Instead of pinching pennies on Snowflake, make dollars
Say "No" to a world where everyone is cost cutting their Snowflake bill. Here's how to actually use Snowflake to drive value.
With interest rates no longer at zero we’re in lean times and nearly every company has taken an interest in cost cutting. One of the biggest line items for data driven companies is their infrastructure, often powered by Snowflake. A ton has been written on how to reduce the bill but this comes at a cost. As the great Wayne Gretzky said “Skate to where the puck is going” and if everyone else is cutting you should instead lean in to the data you have and unlock its full potential. Here’s a series of tips for what you can do to maximizing the value of your data while maximizing your Snowflake bill:
Warehouses
Do not have auto suspend rules. You never know when someone on your team will need access to your data. After all, you are a data driven company and you want to democratize data access. There’s nothing as frustrating as having to wait for a query to finish and if people know they’ll have to wait they won’t bother running the query in the first place.
Use the largest warehouse possible. Sure there might be diminishing returns that you can easily test and benchmark but what if there aren’t. You want the results fast and it’s worth paying for the ultimate performance. Now you don’t even have to double guess yourself since you know you’re getting the best performance money can buy. And isn’t that piece of mind worth it?
Autoscale to infinity. One of the cloud’s big benefits is infinite scale and the ability to pay for what you use so take advantage of that. You never want to slow your team down and big results require big analysis.
Queries
Don’t cache. You can’t trust Snowflake’s caching so it’s always best to go to the source of truth. Especially now that you have the largest, always on, infinitely scalable warehouses you know you can handle it.
Don’t bother optimizing. If you have a query that works just keep adding to it. You may not need to use all the fields or tables but they’re already there and you want to avoid having to rewrite a query. If you can create a single query that can answer multiple questions even better. That might be more difficult to maintain but imagine being able to share that query with everyone on the team. Monoliths are making a comeback so let’s bring back the monoquery.
Tables
Create multiple versions of every table. You never know what you’ll need so if you have the opportunity to create multiple versions of the same data go for it. This also makes sure performance is as high as possible since people will always know to go to the most optimal table for their use case. And as new data comes in make sure to update every table - even if the data may not have changed since it’s better to be safe and you want consistently actionable data.

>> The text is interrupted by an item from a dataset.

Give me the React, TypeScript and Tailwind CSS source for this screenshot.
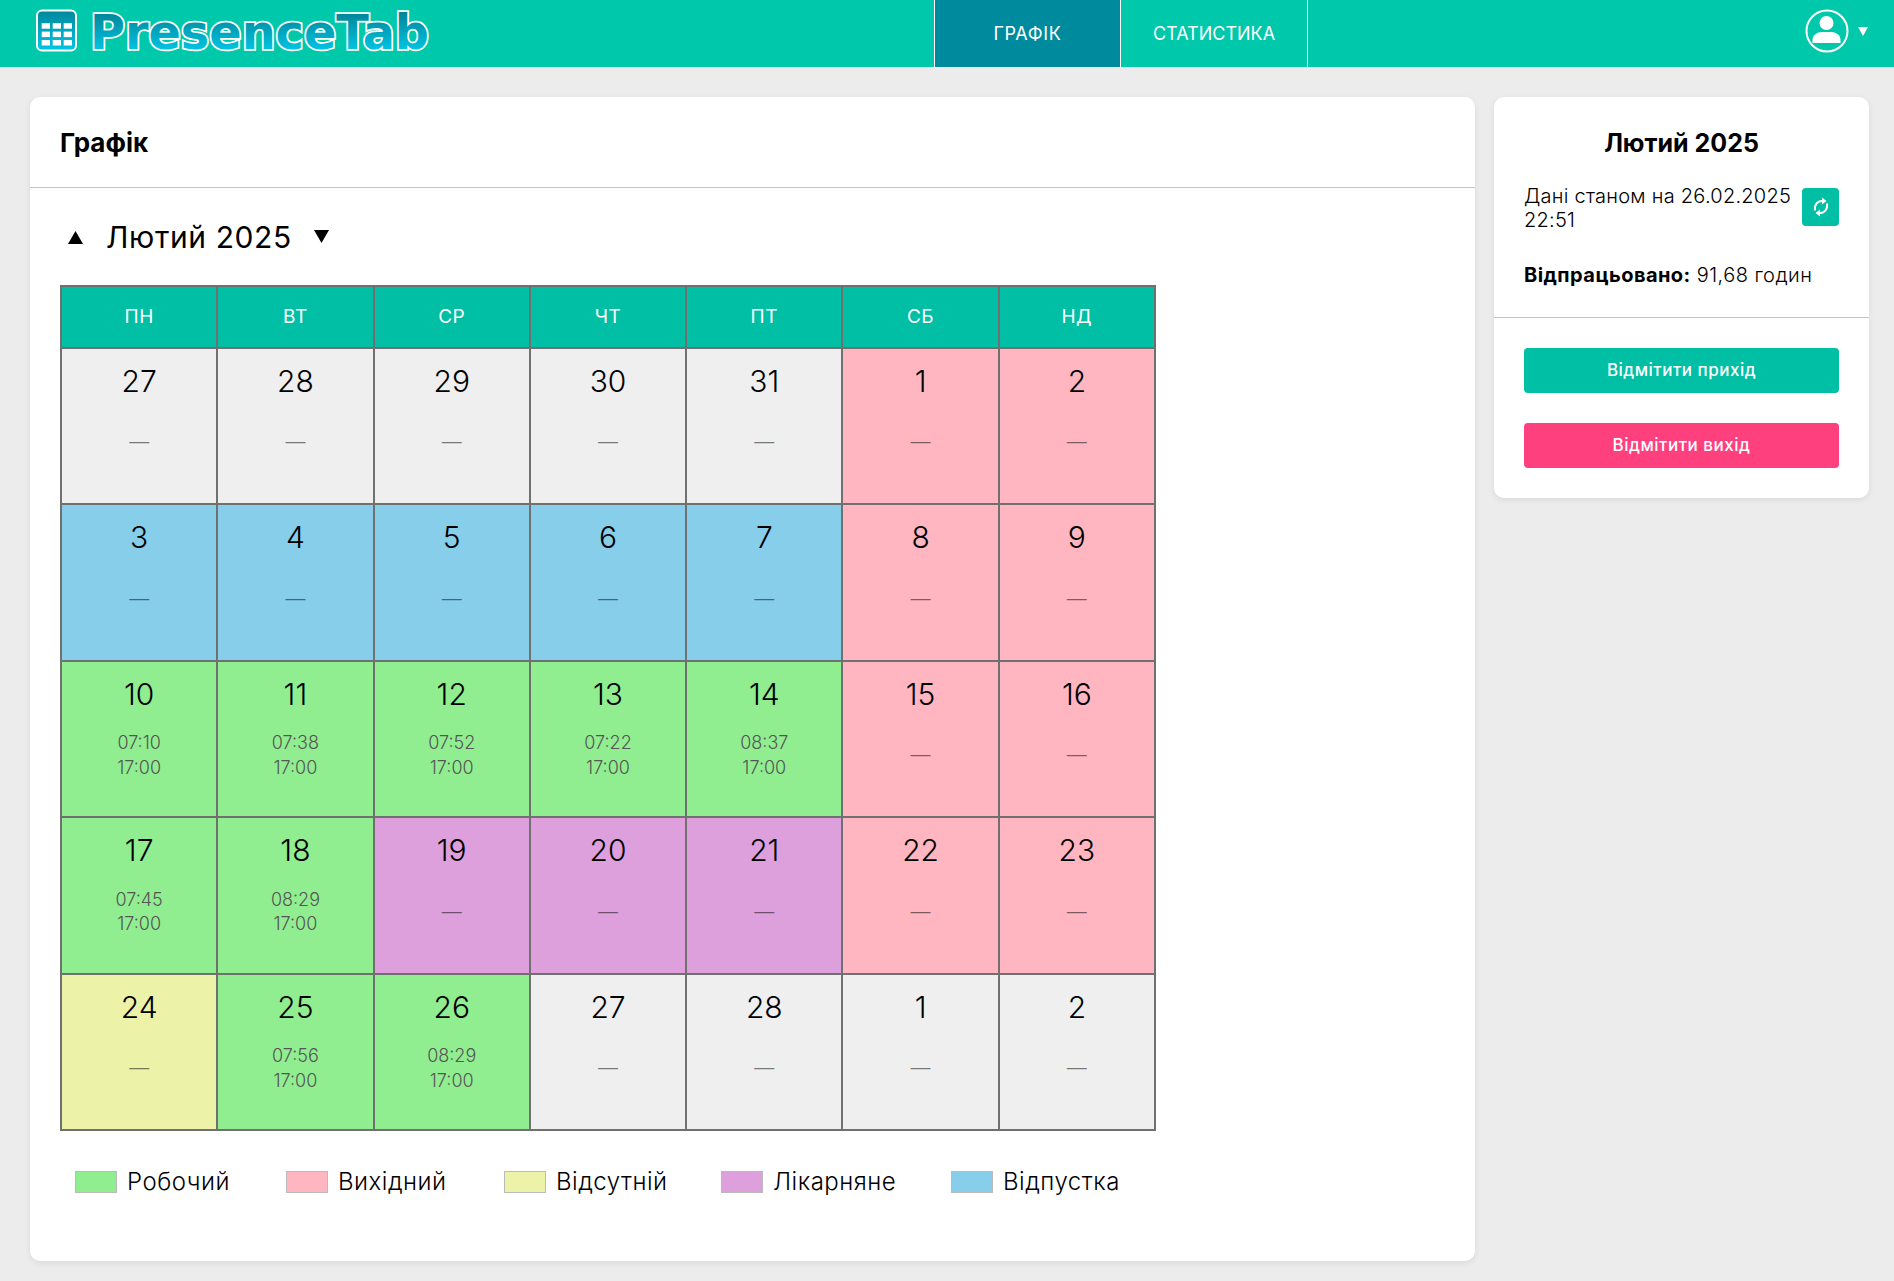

Recreate tables from scratch. The world keeps moving and so should your data. Instead of appending data to your existing tables just recreate them from scratch. Then you can ensure it’s perfect every time. And if you ever need to change the schema around you won’t have to worry about a complicated backfill - every table creation is a backfill.
Enable time travel. Who knows if you’ll need data from a year ago. You don’t want to risk not having it so enable time travel to be safe.
Keep data forever. With the pace of AI these days there might be a whole new tool that allows you to unlock value from your prior data so do not get rid of anything. You do not want to be responsible for missing out on business value due to some arbitrary data deletion rule. And since you’re paying separately for storage and storage is cheap it’s a rounding error.
Ignore clustering. This assumes you know your use case but we live in a dynamic world and you do not want to limit yourself or your business. It’s safe to keep things fluid and not commit to a single approach.
Columns
Use the largest possible field types. You may think you know the data you’ll have coming in but the world is full of surprises so better to build in that optionality early. It’s columnar storage anyway so it’ll all work out.
Keep adding new columns and never audit. Just because something hasn’t been used in the past year doesn’t mean it won’t be in the future so just keep everything around. The business is paying you to generate insights and data, not remove it.
Observability
Always run the full gamut of checks. Data is the lifeblood of any organization and you want to ensure it’s accurate and consistent. Every time your data changes or new data arrives you need to validate it to make sure it’s good enough for you to work with. Doing simple counts and sums is old news, instead lean in to more sophisticated AI approaches that can uncover the hidden anomalies. Sure it might be more expensive and not scale but is there a price to good data?
Pay for every vendor that promises data quality improvements. There are a ton of vendors here and they might all overlap on the bulk of what they do but they vary on the edges. And you generate alpha on the edge so you should work with every observability vendor out there to make sure your data is perfect.
With these tips and tricks you’re well on your way to unlocking the tremendous potential of your data.
Disclosure: This was mostly sarcasm and a reaction to all the recent cost savings posts. Of course you should follow the best practices and maintain good data hygiene. At the same time if all you’re doing is worrying about cost savings you likely are focusing on the wrong thing.